Beyond the story, there’s the simple fact that super-rich buyers want something that no one else has. “Clients at this level have seen everything and want something very personalised that represents them and their tastes,” says Nicolas Roux, founder of Rive Gauche London. He recently completed a very high-end apartment renovation in Mayfair’s Grosvenor Square with 120 bespoke items and finishes, including on walls, floors and ceilings. Each feature can take several months from concept to delivery, with constant to-ing and fro-ing between designer and craftsperson to ensure perfection.
“Every one of our projects is packed with bespoke artisanal pieces,” says Roux. “Each one is a piece of art. It starts with us on the design side, then we find the artisan, who has often learned the craft for 50 years or it has been handed down over multiple generations.” He describes wall panelling he designed for a grand reception room in Paris, which was made from eggshells that were painstakingly colour-matched, then covered in resin and baked. For a London penthouse in Hyde Park Gate, he found a local artisan to create églomisé wall mirroring that runs up the staircase crowned by a huge skylight, “so the silver and gold at the back of the mirrors give off different reflections throughout the day. It’s a constantly changing feature.”
“Simply putting marble on the floor and polished glass on the wall doesn’t make a property prime, just because it looks expensive,” he adds. “It’s about the way the details integrate and coordinate. It’s another level of luxury when you go into this much detail. You don’t see it immediately, but it creates another dimension.”
Peter Miller at smart home tech company Cornflake knows all about hidden artistry. “We have to go to great lengths to hide tech: TVs behind mirrors or moving panels, or that slide out on a lift under the bed; home-cinema speakers hidden behind acoustic fabric, plaster or wallpaper,” he says. While Cornflake’s designers are craftspeople of the tech variety, they also work with a wide range of specialist joiners and plasterers to ensure their technology is suitably discreet.
Designers need to be innovative. The billionaire owner of a Tudor mansion in south-west London loved the sound quality of his Wilson Benesch speakers but not the finish, “so we bought 50 metres of a special, vibrant blue speaker cloth at huge expense so that it matched the cabinets,” says Miller. One customised cabinet alone cost £50,000.
Similarly, bespoke lighting design “has become a massive thing”, according to Miller, who is regularly called upon to come up with artistic ways of providing individually programmable lighting for works of art and sculpture within a property. Or, as in one Kensington mansion, to work with a lighting designer to ensure the illuminated bespoke art installation alongside the client’s indoor pool worked perfectly at the touch of a screen. “We have to create the perfect screen and make it visually exciting,” says Miller.

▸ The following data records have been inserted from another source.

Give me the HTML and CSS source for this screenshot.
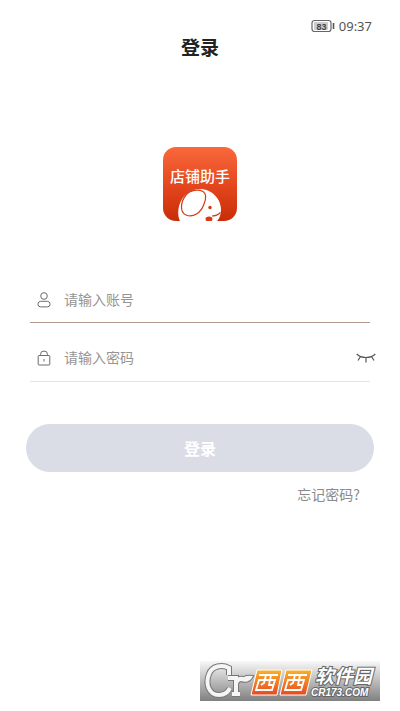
FILE: index.html
```html
<!DOCTYPE html>
<html lang="zh-CN">
<head>
<meta charset="utf-8">
<meta name="viewport" content="width=device-width, initial-scale=1">
<title>登录</title>
<link rel="stylesheet" href="styles.css">
</head>
<body>
<div class="status">
  <svg class="battery" viewBox="0 0 24 14" width="24" height="14" aria-hidden="true">
    <rect x="1" y="1.500" width="19" height="11" rx="2.500" fill="#fff" stroke="#666" stroke-width="1.200"/>
    <rect x="3" y="3" width="14" height="8" rx="1" fill="#ccc"/>
    <path d="M22.500 4v6" stroke="#555" stroke-width="1.600"/>
    <text x="10.500" y="10.500" text-anchor="middle" class="battery-level">83</text>
  </svg>
  <span class="clock">09:37</span>
</div>
<header class="header"><h1 class="title">登录</h1></header>
<main class="main">
  <svg class="logo" viewBox="0 0 74 74" width="74" height="74" role="img" aria-label="店铺助手">
    <defs>
      <linearGradient id="red" x1="0" y1="0" x2="0" y2="1">
        <stop offset="0" stop-color="#f9683c"/>
        <stop offset=".5" stop-color="#e5481f"/>
        <stop offset="1" stop-color="#c92d08"/>
      </linearGradient>
      <clipPath id="tile"><rect width="74" height="74" rx="13"/></clipPath>
    </defs>
    <g clip-path="url(#tile)">
      <rect width="74" height="74" fill="url(#red)"/>
      <path d="M17 74C14 68 15 60 18 54C22 46 29 42 37 42C49 42 58 52 58 63C58 68 56 72 54 74Z" fill="#fff"/>
      <path d="M23 48C18 54 16 65 23 68C30 71 38 66 41 57C43 52 44 47 40 44.500C35 42 27 43 23 48Z" fill="#fff" stroke="#d63b16" stroke-width="1.200"/>
      <circle cx="47" cy="60.500" r="1.700" fill="#d63b16"/>
      <path d="M49 69Q54 69 57.500 65.500" fill="none" stroke="#d63b16" stroke-width="1.200"/>
      <ellipse cx="46" cy="72" rx="3.500" ry="2.500" fill="#d63b16"/>
      <text x="37" y="35" text-anchor="middle" class="logo-name">店铺助手</text>
    </g>
  </svg>
  <form class="form">
    <div class="field field-active">
      <label class="field-label" for="account" aria-label="账号">
        <svg class="field-icon" viewBox="0 0 14 16" width="14" height="16" aria-hidden="true">
          <circle cx="7" cy="4" r="3.300"/>
          <rect x=".9" y="9.300" width="12.200" height="5.600" rx="2.800"/>
        </svg>
      </label>
      <input class="input" id="account" type="text" placeholder="请输入账号">
    </div>
    <div class="field">
      <label class="field-label" for="password" aria-label="密码">
        <svg class="field-icon" viewBox="0 0 14 16" width="14" height="16" aria-hidden="true">
          <rect x="1.200" y="5.500" width="11.600" height="9.500" rx=".8"/>
          <path d="M3.500 5.500V4.500a3.500 3.500 0 0 1 7 0V5.500M7 9v2.500"/>
        </svg>
      </label>
      <input class="input" id="password" type="password" placeholder="请输入密码">
      <button class="reveal" type="button" aria-label="显示密码">
        <svg viewBox="0 0 20 10" width="20" height="10" aria-hidden="true">
          <path d="M.7 1Q4 4.500 10 4.500T19.300 1M4.200 4L2 7.500M10 4.500v5M15.800 4L18 7.500"/>
        </svg>
      </button>
    </div>
    <button class="submit" type="submit">登录</button>
    <a class="forgot" href="#">忘记密码?</a>
  </form>
</main>
<footer class="footer">
  <svg class="brand" viewBox="0 0 180 40" width="180" height="40" role="img" aria-label="西西软件园 CR173.COM">
    <defs>
      <linearGradient id="grey" x1="0" y1="0" x2="0" y2="1">
        <stop offset="0" stop-color="#f8f8f8"/>
        <stop offset="1" stop-color="#808080"/>
      </linearGradient>
      <linearGradient id="orange" x1="0" y1="0" x2="0" y2="1">
        <stop offset="0" stop-color="#f9b22c"/>
        <stop offset="1" stop-color="#e9481f"/>
      </linearGradient>
      <g id="initials">
        <path d="M29 14V7C22 3 12 5 9 13C5 23 9 34 19 34C25 34 28 31 30 27"/>
        <path d="M28 17H36V33M32 33H40M36 23Q37 17 43 18"/>
      </g>
    </defs>
    <rect width="180" height="40" fill="url(#grey)"/>
    <g fill="none">
      <use href="#initials" stroke="#777" stroke-width="6"/>
      <path d="M41 20Q42 14 53 15Q49 23 41 20Z" fill="#f5f5f5" stroke="#777" stroke-width="2"/>
      <use href="#initials" stroke="#f5f5f5" stroke-width="4"/>
      <path d="M41 20Q42 14 53 15Q49 23 41 20Z" fill="#f5f5f5"/>
    </g>
    <path d="M57 9H82L77 34H51Z" fill="url(#orange)" stroke="#fff"/>
    <path d="M86 9H112L106 34H80Z" fill="url(#orange)" stroke="#fff"/>
    <g fill="none" stroke="#fff" stroke-width="1.800">
      <path id="west" d="M59 14H78M59 19H75L72 29H56ZM66 14L64 22L61 24M71 14L69 24H73"/>
      <use href="#west" x="29"/>
    </g>
    <text x="115" y="22" class="brand-name">软件园</text>
    <text x="111" y="35" class="brand-site">CR173.COM</text>
  </svg>
</footer>
</body>
</html>
```

FILE: styles.css
```css
* { box-sizing: border-box; }

body {
  margin: 0;
  min-height: 100vh;
  display: flex;
  flex-direction: column;
  background: #fff;
  color: #222;
  font-family: "Noto Sans", "Noto Sans CJK SC", sans-serif;
}

.status {
  display: flex;
  justify-content: flex-end;
  align-items: center;
  gap: 4px;
  padding: 16px 28px 0;
  line-height: 20px;
}

.battery-level {
  font: bold 9px "Liberation Sans", sans-serif;
  fill: #444;
}

.clock {
  font-family: "Noto Sans", sans-serif;
  font-size: 13px;
  color: #555;
}

.header { text-align: center; }

.title {
  margin: 0;
  font-size: 19px;
  line-height: 24px;
  font-weight: 700;
}

.main {
  display: flex;
  flex-direction: column;
  align-items: center;
  padding: 87px 26px 0;
}

.logo-name {
  font: 500 15px "Noto Sans CJK SC", sans-serif;
  fill: #fff;
}

.form {
  align-self: stretch;
  display: flex;
  flex-direction: column;
  padding-top: 56px;
}

.field {
  display: flex;
  align-items: center;
  gap: 13px;
  height: 59px;
  margin: 0 4px;
  padding: 12px 0 0 7px;
  border-bottom: 1px solid #e4e4e6;
}

.field-active {
  height: 46px;
  padding-top: 0;
  border-bottom-color: #b49a8c;
}

.field-label {
  display: flex;
  flex: none;
}

.field-icon {
  fill: none;
  stroke: #6c6c6c;
  stroke-width: 1;
}

.input {
  flex: 1;
  min-width: 0;
  height: 32px;
  padding: 0 0 2px;
  border: 0;
  outline: 0;
  background: none;
  color: #333;
  font: 14px/20px "Noto Sans CJK SC", sans-serif;
}

.input::placeholder { color: #959595; }

.reveal {
  display: flex;
  margin-right: -6px;
  padding: 0;
  border: 0;
  background: none;
}

.reveal svg {
  fill: none;
  stroke: #555;
  stroke-width: 1.2;
}

.submit {
  height: 48px;
  margin-top: 42px;
  border: 0;
  border-radius: 24px;
  background: #dadce6;
  color: #fff;
  font: 700 16px/24px "Noto Sans CJK SC", sans-serif;
}

.forgot {
  align-self: flex-end;
  margin: 12px 14px 0 0;
  color: #8a8a8a;
  font: 14px/20px "Noto Sans CJK SC", sans-serif;
  text-decoration: none;
}

.footer {
  display: flex;
  justify-content: flex-end;
  margin-top: auto;
  padding: 20px 20px 10px;
}

.brand-name,
.brand-site {
  fill: #fff;
  stroke: #666;
  stroke-width: 2px;
  paint-order: stroke;
}

.brand-name { font: italic 700 19px "Noto Sans CJK SC", sans-serif; }

.brand-site { font: italic 700 10px "Liberation Sans", sans-serif; }
```
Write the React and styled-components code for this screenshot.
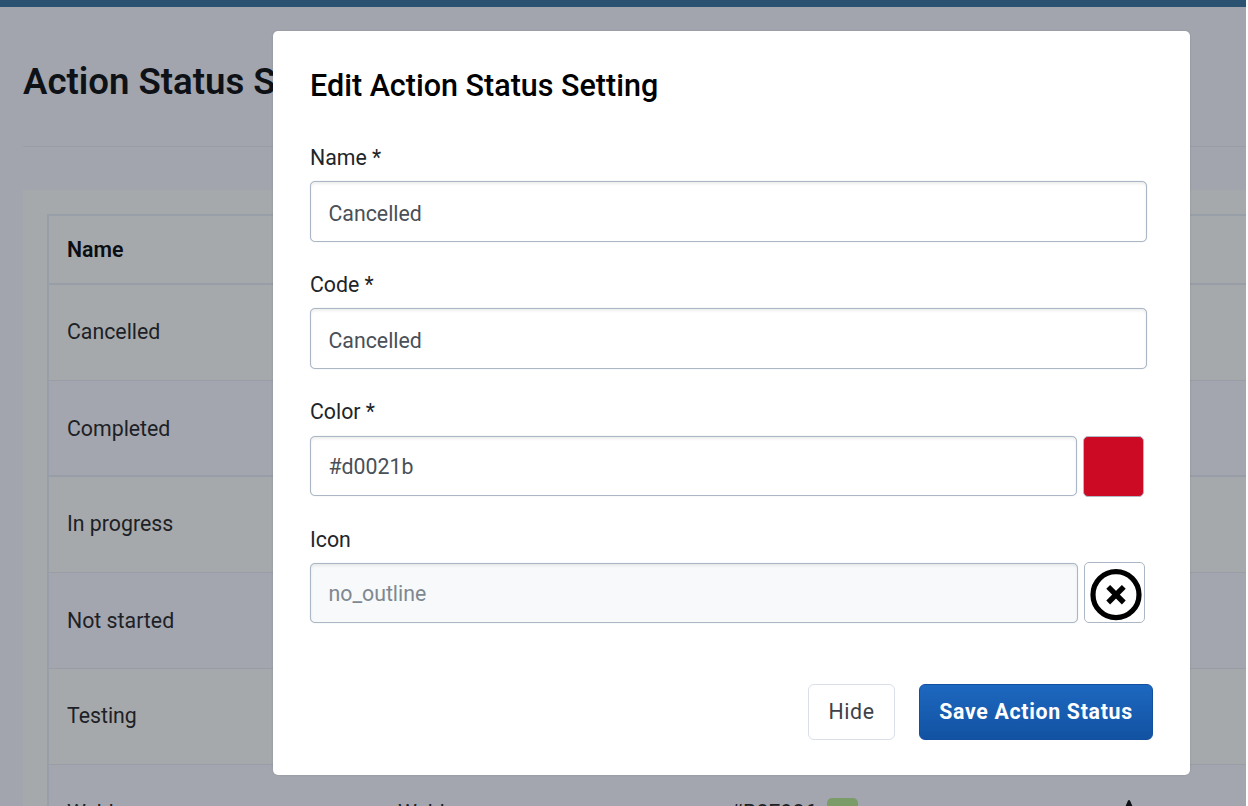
import React from "react";
import styled, { createGlobalStyle, css } from "styled-components";

const GlobalStyle = createGlobalStyle`
  *, *::before, *::after { box-sizing: border-box; }
  html, body { margin: 0; height: 806px; overflow: hidden; background: #fff; }
  body, input, button { font-family: Roboto, "Liberation Sans", sans-serif; font-size: 21.3px; }
`;

const Page = styled.div`
  width: 1246px;
  height: 806px;
  overflow: hidden;
  background: #a2a5ad;
`;

const TopBar = styled.div`
  height: 7px;
  background: #2b5270;
`;

const Content = styled.main`
  padding-left: 23px;
`;

const PageHeader = styled.header`
  height: 140px;
  padding-top: 50px;
  border-bottom: 1px solid #999da7;
`;

const PageTitle = styled.h1`
  margin: 0;
  font-size: 36.6px;
  line-height: 50px;
  font-weight: 600;
  color: #0e1217;
  white-space: nowrap;
`;

const Panel = styled.section`
  margin-top: 43px;
  padding: 24px 0 0 24px;
  height: 640px;
  background: #a6a9ac;
`;

const Table = styled.div`
  border: 2px solid #999fa8;
  border-right: 0;
`;

const Row = styled.div`
  display: grid;
  grid-template-columns: 331px 332px 386px 1fr;
  align-items: center;
  padding: 0 0 ${(p) => (p.$striped || p.$head ? 0 : 2)}px 18px;
  height: ${(p) => p.$height}px;
  color: #1d2126;
  background: ${(p) => (p.$striped ? "#a3a6ae" : "transparent")};
  border-bottom: ${(p) => p.$line || 1}px solid #999da7;
  ${(p) =>
    p.$head &&
    css`
      font-weight: 600;
      color: #0b0e13;
    `}
`;

const ColorCell = styled.span`
  display: flex;
  align-items: center;
  gap: 11px;
`;

const Chip = styled.i`
  width: 31px;
  height: 29px;
  border-radius: 5px;
  background: #7b9c68;
`;

const Backdrop = styled.div`
  position: absolute;
  inset: 0 2px 0 0;
  padding: 31px 56px 31px 273px;
`;

const Dialog = styled.form`
  width: 917px;
  height: 744px;
  padding: 30px 37px 36px;
  background: #fff;
  border-radius: 5px;
  box-shadow: 0 0 2px rgba(0, 0, 0, 0.15);
`;

const DialogTitle = styled.h2`
  margin: 0 0 28px;
  font-size: 30.5px;
  line-height: 50px;
  font-weight: 500;
  color: #000;
`;

const Field = styled.div`
  height: 127.2px;
`;

const Label = styled.label`
  display: block;
  height: 42.2px;
  line-height: 38px;
  color: #212529;
`;

const Controls = styled.div`
  display: flex;
  align-items: flex-start;
  gap: 6px;
`;

const Input = styled.input`
  display: block;
  width: ${(p) => p.$width}px;
  height: ${(p) => p.$height || 61}px;
  padding: ${(p) => (p.$height ? 1 : 3)}px 17.5px 0;
  color: #495057;
  background: #fff;
  border: 1.5px solid #abb7c4;
  border-radius: 5px;
  box-shadow: inset 0 2px 3px rgba(0, 0, 0, 0.07), 0 0 1px #b9c4cf;
  outline: 0;
  &:disabled {
    color: #7f8890;
    background: #f7f9fb;
  }
`;

const Swatch = styled.button`
  width: 61px;
  height: 61px;
  padding: 0;
  border: 1px solid #b0bbc7;
  border-radius: 5px;
  background: #cd0a24;
`;

const IconButton = styled.button`
  display: flex;
  width: 61px;
  height: 61px;
  margin-top: -1px;
  padding: 6px 0 0 5px;
  border: 1px solid #abb7c4;
  border-radius: 5px;
  background: #fff;
`;

const Footer = styled.footer`
  display: flex;
  justify-content: flex-end;
  gap: 24px;
  margin-top: 36.2px;
`;

const Button = styled.button`
  width: 87px;
  height: 56px;
  padding: 0;
  color: #3d4248;
  background: #fff;
  border: 1px solid #d9dfe8;
  border-radius: 6px;
  letter-spacing: 0.6px;
`;

const PrimaryButton = styled(Button)`
  width: 234px;
  color: #fff;
  font-weight: 700;
  letter-spacing: 0.7px;
  background: linear-gradient(#1d68c0, #1252a2);
  border-color: #12509f;
`;

const rows = [
  { name: "Cancelled" },
  { name: "Completed", line: 2 },
  { name: "In progress" },
  { name: "Not started" },
  { name: "Testing" },
];

function CancelIcon() {
  return (
    <svg width="52" height="52" viewBox="0 0 52 52" fill="none" stroke="#000">
      <circle cx="26" cy="25.7" r="23" strokeWidth="5.2" />
      <path d="M18.2 17.9 33.8 33.5M33.8 17.9 18.2 33.5" strokeWidth="5.4" />
    </svg>
  );
}

export default function App() {
  return (
    <>
      <GlobalStyle />
      <Page>
        <TopBar />
        <Content>
          <PageHeader>
            <PageTitle>Action Status Settings</PageTitle>
          </PageHeader>
          <Panel>
            <Table>
              <Row $head $height={69} $line={2}>
                <span>Name</span>
              </Row>
              {rows.map((row, i) => (
                <Row key={row.name} $height={96} $striped={i % 2 === 1} $line={row.line}>
                  <span>{row.name}</span>
                </Row>
              ))}
              <Row $height={96} $striped>
                <span>Webb</span>
                <span>Webb</span>
                <ColorCell>
                  #B8E986 <Chip />
                </ColorCell>
                <svg width="26" height="26" viewBox="0 0 26 26" fill="#0d1014">
                  <path d="M11.8 1Q13 -1 14.2 1L25 26H1z" />
                </svg>
              </Row>
            </Table>
          </Panel>
        </Content>
      </Page>
      <Backdrop>
        <Dialog>
          <DialogTitle>Edit Action Status Setting</DialogTitle>
          <Field>
            <Label>Name *</Label>
            <Input $width={837} defaultValue="Cancelled" />
          </Field>
          <Field>
            <Label>Code *</Label>
            <Input $width={837} defaultValue="Cancelled" />
          </Field>
          <Field>
            <Label>Color *</Label>
            <Controls>
              <Input $width={767} $height={60} defaultValue="#d0021b" />
              <Swatch type="button" />
            </Controls>
          </Field>
          <Field>
            <Label>Icon</Label>
            <Controls>
              <Input $width={768} $height={60} defaultValue="no_outline" disabled />
              <IconButton type="button">
                <CancelIcon />
              </IconButton>
            </Controls>
          </Field>
          <Footer>
            <Button type="button">Hide</Button>
            <PrimaryButton type="button">Save Action Status</PrimaryButton>
          </Footer>
        </Dialog>
      </Backdrop>
    </>
  );
}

Without artisanal flair, there’s a danger that even super-prime properties look “safe and repetitive, and with no real point of view behind each design,” says interior designer Katharine Pooley. And there’s a “glut” of that, she adds. “Buyers increasingly look for unusual craftsmanship, interesting techniques and niche, bespoke detailing. They like to feel they are investing in a larger story about rarefied techniques and niche artisan expertise — which could mean a single piece with a particularly interesting fabrication process or a luxurious finish that can only be achieved painstakingly, by hand.”
For The Gainsborough at Millbank, a grand, historic £18 million apartment (now sold) within a listed Westminster building, Pooley drew on her little black book of artisans, from muralists to seamstresses, to create one-off wall art, hand-painted silk wallpaper and hand-embroidered drapes for a four-poster bed. “At the highest level of the market,
I believe there is demand for originality and craftsmanship. For me, it’s an incredible privilege to work with such beauty and skill.”
And whether it’s centuries of history or an unmissable, modern tourist attraction, London provides these behind-the-scenes artisans with endless inspiration.